[Collected material]
__________

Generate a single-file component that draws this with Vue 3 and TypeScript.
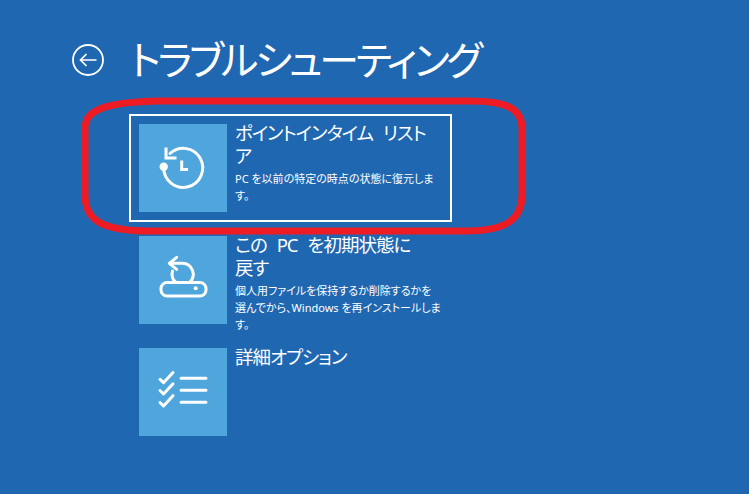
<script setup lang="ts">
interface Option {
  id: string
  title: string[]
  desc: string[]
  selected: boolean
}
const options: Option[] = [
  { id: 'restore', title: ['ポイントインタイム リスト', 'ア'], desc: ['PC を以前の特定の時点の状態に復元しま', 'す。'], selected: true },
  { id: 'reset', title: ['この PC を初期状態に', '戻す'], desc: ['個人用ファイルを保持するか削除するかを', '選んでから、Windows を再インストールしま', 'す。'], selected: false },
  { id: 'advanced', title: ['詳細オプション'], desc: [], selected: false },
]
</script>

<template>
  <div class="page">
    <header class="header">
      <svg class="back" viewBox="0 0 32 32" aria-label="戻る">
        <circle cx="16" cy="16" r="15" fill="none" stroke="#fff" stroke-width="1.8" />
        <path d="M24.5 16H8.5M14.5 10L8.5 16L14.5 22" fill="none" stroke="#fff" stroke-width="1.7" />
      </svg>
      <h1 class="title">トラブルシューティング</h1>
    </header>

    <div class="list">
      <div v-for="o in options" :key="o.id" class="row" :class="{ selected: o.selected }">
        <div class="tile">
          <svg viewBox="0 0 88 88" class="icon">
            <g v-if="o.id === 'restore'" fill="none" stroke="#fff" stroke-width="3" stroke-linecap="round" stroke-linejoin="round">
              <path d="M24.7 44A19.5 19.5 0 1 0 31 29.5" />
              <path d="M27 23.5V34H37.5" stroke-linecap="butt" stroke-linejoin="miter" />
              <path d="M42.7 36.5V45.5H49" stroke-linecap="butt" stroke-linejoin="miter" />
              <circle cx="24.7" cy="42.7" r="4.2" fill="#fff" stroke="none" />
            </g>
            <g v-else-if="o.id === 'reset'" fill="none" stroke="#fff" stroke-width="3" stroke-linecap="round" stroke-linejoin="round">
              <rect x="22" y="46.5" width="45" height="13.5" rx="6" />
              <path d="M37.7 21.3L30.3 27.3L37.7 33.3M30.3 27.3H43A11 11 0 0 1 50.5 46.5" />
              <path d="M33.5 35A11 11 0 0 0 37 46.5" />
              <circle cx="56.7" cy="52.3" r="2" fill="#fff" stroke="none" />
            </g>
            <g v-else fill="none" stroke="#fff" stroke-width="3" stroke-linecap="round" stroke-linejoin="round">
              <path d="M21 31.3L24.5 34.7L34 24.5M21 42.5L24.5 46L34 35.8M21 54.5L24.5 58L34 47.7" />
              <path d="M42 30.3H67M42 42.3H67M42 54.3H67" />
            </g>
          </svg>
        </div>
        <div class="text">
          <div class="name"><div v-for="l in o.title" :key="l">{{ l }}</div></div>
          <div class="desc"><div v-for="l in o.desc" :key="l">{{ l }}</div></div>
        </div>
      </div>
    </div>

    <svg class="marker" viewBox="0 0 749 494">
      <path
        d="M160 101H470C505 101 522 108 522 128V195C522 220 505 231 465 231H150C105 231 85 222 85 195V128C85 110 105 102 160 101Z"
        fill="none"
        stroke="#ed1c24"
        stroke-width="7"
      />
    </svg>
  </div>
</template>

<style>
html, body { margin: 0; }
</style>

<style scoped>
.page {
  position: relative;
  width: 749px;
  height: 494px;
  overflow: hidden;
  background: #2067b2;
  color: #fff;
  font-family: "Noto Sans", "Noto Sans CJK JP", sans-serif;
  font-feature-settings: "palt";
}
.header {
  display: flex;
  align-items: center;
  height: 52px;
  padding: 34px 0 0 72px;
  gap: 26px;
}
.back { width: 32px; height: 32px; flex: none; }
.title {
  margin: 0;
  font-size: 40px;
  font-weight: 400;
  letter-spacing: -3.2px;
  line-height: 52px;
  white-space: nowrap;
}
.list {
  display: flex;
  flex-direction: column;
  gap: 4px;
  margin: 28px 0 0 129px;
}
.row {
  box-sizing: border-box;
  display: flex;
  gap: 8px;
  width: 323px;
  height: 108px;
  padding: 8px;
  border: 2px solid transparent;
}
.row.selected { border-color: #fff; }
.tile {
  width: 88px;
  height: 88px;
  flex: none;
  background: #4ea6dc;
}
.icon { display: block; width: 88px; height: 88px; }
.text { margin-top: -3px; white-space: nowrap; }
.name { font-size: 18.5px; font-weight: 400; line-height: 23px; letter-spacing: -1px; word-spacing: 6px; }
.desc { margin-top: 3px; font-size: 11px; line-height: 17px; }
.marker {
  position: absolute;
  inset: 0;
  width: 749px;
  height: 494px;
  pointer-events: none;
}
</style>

__________

[To do] All of the data needs repeating exactly, but the pictures do not.

[Solved exercise]
Generate a single-file component that draws this with Vue 3 and TypeScript.
<script setup lang="ts">
interface Option {
  id: string
  title: string[]
  desc: string[]
  selected: boolean
}
const options: Option[] = [
  { id: 'restore', title: ['ポイントインタイム リスト', 'ア'], desc: ['PC を以前の特定の時点の状態に復元しま', 'す。'], selected: true },
  { id: 'reset', title: ['この PC を初期状態に', '戻す'], desc: ['個人用ファイルを保持するか削除するかを', '選んでから、Windows を再インストールしま', 'す。'], selected: false },
  { id: 'advanced', title: ['詳細オプション'], desc: [], selected: false },
]
</script>

<template>
  <div class="page">
    <header class="header">
      <svg class="back" viewBox="0 0 32 32" aria-label="戻る">
        <circle cx="16" cy="16" r="15" fill="none" stroke="#fff" stroke-width="1.8" />
        <path d="M24.5 16H8.5M14.5 10L8.5 16L14.5 22" fill="none" stroke="#fff" stroke-width="1.7" />
      </svg>
      <h1 class="title">トラブルシューティング</h1>
    </header>

    <div class="list">
      <div v-for="o in options" :key="o.id" class="row" :class="{ selected: o.selected }">
        <div class="tile">
          <svg viewBox="0 0 88 88" class="icon">
            <g v-if="o.id === 'restore'" fill="none" stroke="#fff" stroke-width="3" stroke-linecap="round" stroke-linejoin="round">
              <path d="M24.7 44A19.5 19.5 0 1 0 31 29.5" />
              <path d="M27 23.5V34H37.5" stroke-linecap="butt" stroke-linejoin="miter" />
              <path d="M42.7 36.5V45.5H49" stroke-linecap="butt" stroke-linejoin="miter" />
              <circle cx="24.7" cy="42.7" r="4.2" fill="#fff" stroke="none" />
            </g>
            <g v-else-if="o.id === 'reset'" fill="none" stroke="#fff" stroke-width="3" stroke-linecap="round" stroke-linejoin="round">
              <rect x="22" y="46.5" width="45" height="13.5" rx="6" />
              <path d="M37.7 21.3L30.3 27.3L37.7 33.3M30.3 27.3H43A11 11 0 0 1 50.5 46.5" />
              <path d="M33.5 35A11 11 0 0 0 37 46.5" />
              <circle cx="56.7" cy="52.3" r="2" fill="#fff" stroke="none" />
            </g>
            <g v-else fill="none" stroke="#fff" stroke-width="3" stroke-linecap="round" stroke-linejoin="round">
              <path d="M21 31.3L24.5 34.7L34 24.5M21 42.5L24.5 46L34 35.8M21 54.5L24.5 58L34 47.7" />
              <path d="M42 30.3H67M42 42.3H67M42 54.3H67" />
            </g>
          </svg>
        </div>
        <div class="text">
          <div class="name"><div v-for="l in o.title" :key="l">{{ l }}</div></div>
          <div class="desc"><div v-for="l in o.desc" :key="l">{{ l }}</div></div>
        </div>
      </div>
    </div>

    <svg class="marker" viewBox="0 0 749 494">
      <path
        d="M160 101H470C505 101 522 108 522 128V195C522 220 505 231 465 231H150C105 231 85 222 85 195V128C85 110 105 102 160 101Z"
        fill="none"
        stroke="#ed1c24"
        stroke-width="7"
      />
    </svg>
  </div>
</template>

<style>
html, body { margin: 0; }
</style>

<style scoped>
.page {
  position: relative;
  width: 749px;
  height: 494px;
  overflow: hidden;
  background: #2067b2;
  color: #fff;
  font-family: "Noto Sans", "Noto Sans CJK JP", sans-serif;
  font-feature-settings: "palt";
}
.header {
  display: flex;
  align-items: center;
  height: 52px;
  padding: 34px 0 0 72px;
  gap: 26px;
}
.back { width: 32px; height: 32px; flex: none; }
.title {
  margin: 0;
  font-size: 40px;
  font-weight: 400;
  letter-spacing: -3.2px;
  line-height: 52px;
  white-space: nowrap;
}
.list {
  display: flex;
  flex-direction: column;
  gap: 4px;
  margin: 28px 0 0 129px;
}
.row {
  box-sizing: border-box;
  display: flex;
  gap: 8px;
  width: 323px;
  height: 108px;
  padding: 8px;
  border: 2px solid transparent;
}
.row.selected { border-color: #fff; }
.tile {
  width: 88px;
  height: 88px;
  flex: none;
  background: #4ea6dc;
}
.icon { display: block; width: 88px; height: 88px; }
.text { margin-top: -3px; white-space: nowrap; }
.name { font-size: 18.5px; font-weight: 400; line-height: 23px; letter-spacing: -1px; word-spacing: 6px; }
.desc { margin-top: 3px; font-size: 11px; line-height: 17px; }
.marker {
  position: absolute;
  inset: 0;
  width: 749px;
  height: 494px;
  pointer-events: none;
}
</style>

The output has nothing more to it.